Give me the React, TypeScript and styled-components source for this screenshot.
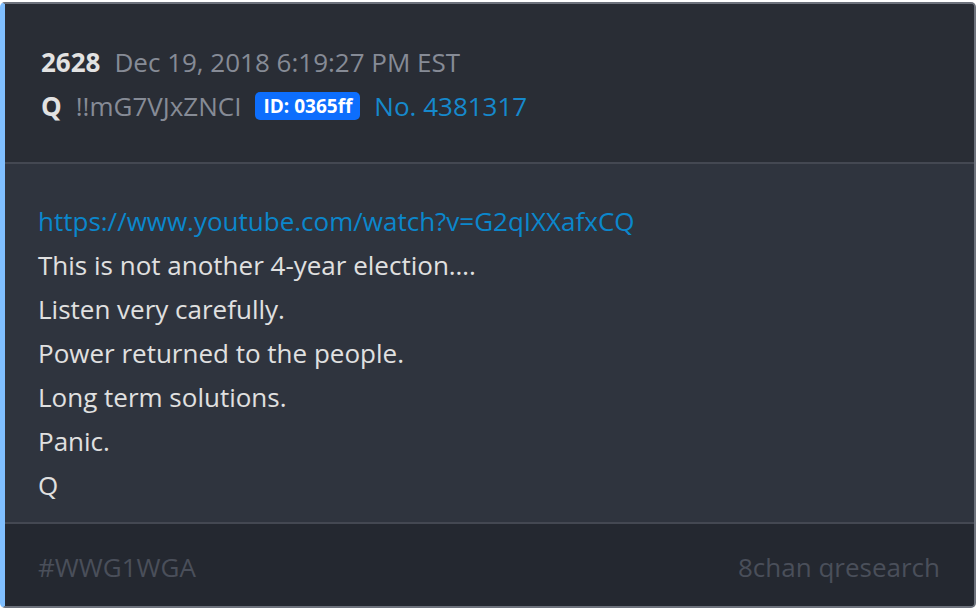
import styled, { createGlobalStyle } from 'styled-components';

const GlobalStyle = createGlobalStyle`
  html, body {
    margin: 0;
    padding: 0;
    background: #ffffff;
  }
  body {
    font-family: "Open Sans", "Noto Sans", sans-serif;
  }
`;

const Card = styled.article`
  margin: 2px 2px 2px 0;
  height: 606px;
  box-sizing: border-box;
  border: 2px solid #6d727c;
  border-left: 5px solid #80bfff;
  border-radius: 5px;
  overflow: hidden;
  display: flex;
  flex-direction: column;
  background: #2f343e;
`;

const Header = styled.header`
  background: #292d35;
  padding: 36px 36px 34px;
  border-bottom: 2px solid #444852;
`;

const MetaRow = styled.div`
  display: flex;
  align-items: center;
  gap: 14px;
  height: 44px;
  font-size: 26px;
  white-space: nowrap;
`;

const Strong = styled.span`
  font-weight: 700;
  color: #e2e2e2;
`;

const Muted = styled.span`
  color: #868b96;
`;

const Badge = styled.span`
  background: #0d6efd;
  color: #ffffff;
  font-weight: 700;
  font-size: 19px;
  line-height: 28px;
  padding: 0 8px;
  border-radius: 5px;
`;

const PostNo = styled.span`
  color: #1689cc;
`;

const Body = styled.section`
  flex: 1;
  padding: 35px 33px 13px;
  border-bottom: 2px solid #444852;
`;

const Line = styled.div<{ $link?: boolean }>`
  font-size: 26px;
  line-height: 44px;
  color: ${p => (p.$link ? '#0b87cc' : '#e0e0e0')};
`;

const Footer = styled.footer`
  background: #242830;
  height: 82px;
  box-sizing: border-box;
  padding: 4px 34px 0 33px;
  display: flex;
  align-items: center;
  justify-content: space-between;
  font-size: 26px;
  color: #4a4f5a;
`;

const lines = [
  'This is not another 4-year election….',
  'Listen very carefully.',
  'Power returned to the people.',
  'Long term solutions.',
  'Panic.',
  'Q',
];

export default function App() {
  return (
    <>
      <GlobalStyle />
      <Card>
        <Header>
          <MetaRow>
            <Strong>2628</Strong>
            <Muted>Dec 19, 2018 6:19:27 PM EST</Muted>
          </MetaRow>
          <MetaRow>
            <Strong>Q</Strong>
            <Muted>!!mG7VJxZNCI</Muted>
            <Badge>ID: 0365ff</Badge>
            <PostNo>No. 4381317</PostNo>
          </MetaRow>
        </Header>
        <Body>
          <Line $link>https://www.youtube.com/watch?v=G2qIXXafxCQ</Line>
          {lines.map(l => (
            <Line key={l}>{l}</Line>
          ))}
        </Body>
        <Footer>
          <span>#WWG1WGA</span>
          <span>8chan qresearch</span>
        </Footer>
      </Card>
    </>
  );
}
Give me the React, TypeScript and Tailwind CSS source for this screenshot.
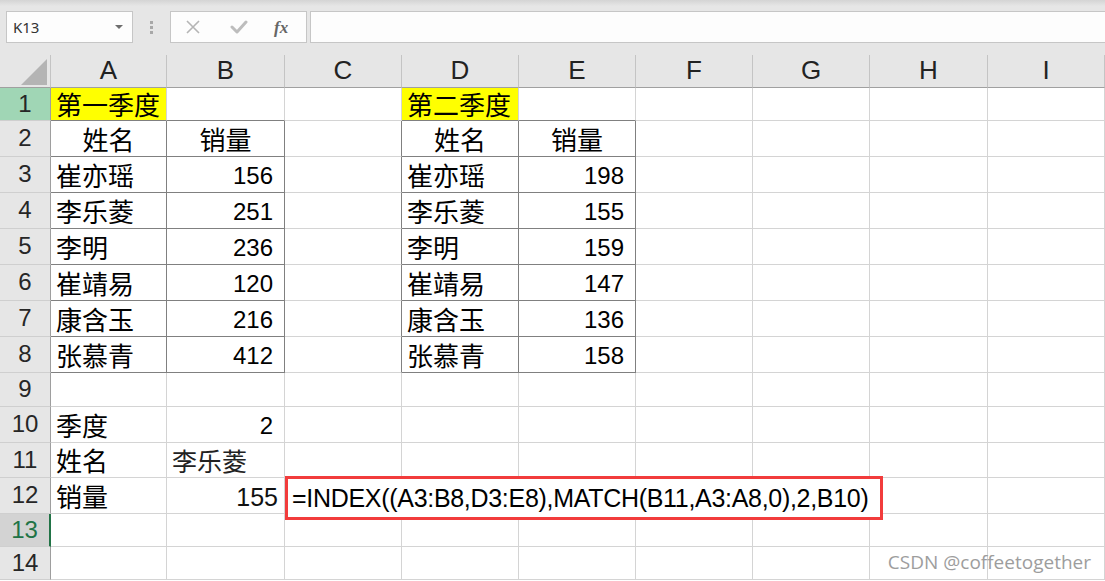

****

Every record above should come back exactly, but without its pictures.

Give me the React, TypeScript and styled-components source for this screenshot.
import styled, { createGlobalStyle } from 'styled-components';

const GlobalStyle = createGlobalStyle`
  html, body {
    margin: 0;
    padding: 0;
    background: #ffffff;
  }
  body {
    font-family: "Open Sans", "Noto Sans", sans-serif;
  }
`;

const Card = styled.article`
  margin: 2px 2px 2px 0;
  height: 606px;
  box-sizing: border-box;
  border: 2px solid #6d727c;
  border-left: 5px solid #80bfff;
  border-radius: 5px;
  overflow: hidden;
  display: flex;
  flex-direction: column;
  background: #2f343e;
`;

const Header = styled.header`
  background: #292d35;
  padding: 36px 36px 34px;
  border-bottom: 2px solid #444852;
`;

const MetaRow = styled.div`
  display: flex;
  align-items: center;
  gap: 14px;
  height: 44px;
  font-size: 26px;
  white-space: nowrap;
`;

const Strong = styled.span`
  font-weight: 700;
  color: #e2e2e2;
`;

const Muted = styled.span`
  color: #868b96;
`;

const Badge = styled.span`
  background: #0d6efd;
  color: #ffffff;
  font-weight: 700;
  font-size: 19px;
  line-height: 28px;
  padding: 0 8px;
  border-radius: 5px;
`;

const PostNo = styled.span`
  color: #1689cc;
`;

const Body = styled.section`
  flex: 1;
  padding: 35px 33px 13px;
  border-bottom: 2px solid #444852;
`;

const Line = styled.div<{ $link?: boolean }>`
  font-size: 26px;
  line-height: 44px;
  color: ${p => (p.$link ? '#0b87cc' : '#e0e0e0')};
`;

const Footer = styled.footer`
  background: #242830;
  height: 82px;
  box-sizing: border-box;
  padding: 4px 34px 0 33px;
  display: flex;
  align-items: center;
  justify-content: space-between;
  font-size: 26px;
  color: #4a4f5a;
`;

const lines = [
  'This is not another 4-year election….',
  'Listen very carefully.',
  'Power returned to the people.',
  'Long term solutions.',
  'Panic.',
  'Q',
];

export default function App() {
  return (
    <>
      <GlobalStyle />
      <Card>
        <Header>
          <MetaRow>
            <Strong>2628</Strong>
            <Muted>Dec 19, 2018 6:19:27 PM EST</Muted>
          </MetaRow>
          <MetaRow>
            <Strong>Q</Strong>
            <Muted>!!mG7VJxZNCI</Muted>
            <Badge>ID: 0365ff</Badge>
            <PostNo>No. 4381317</PostNo>
          </MetaRow>
        </Header>
        <Body>
          <Line $link>https://www.youtube.com/watch?v=G2qIXXafxCQ</Line>
          {lines.map(l => (
            <Line key={l}>{l}</Line>
          ))}
        </Body>
        <Footer>
          <span>#WWG1WGA</span>
          <span>8chan qresearch</span>
        </Footer>
      </Card>
    </>
  );
}
Give me the React, TypeScript and Tailwind CSS source for this screenshot.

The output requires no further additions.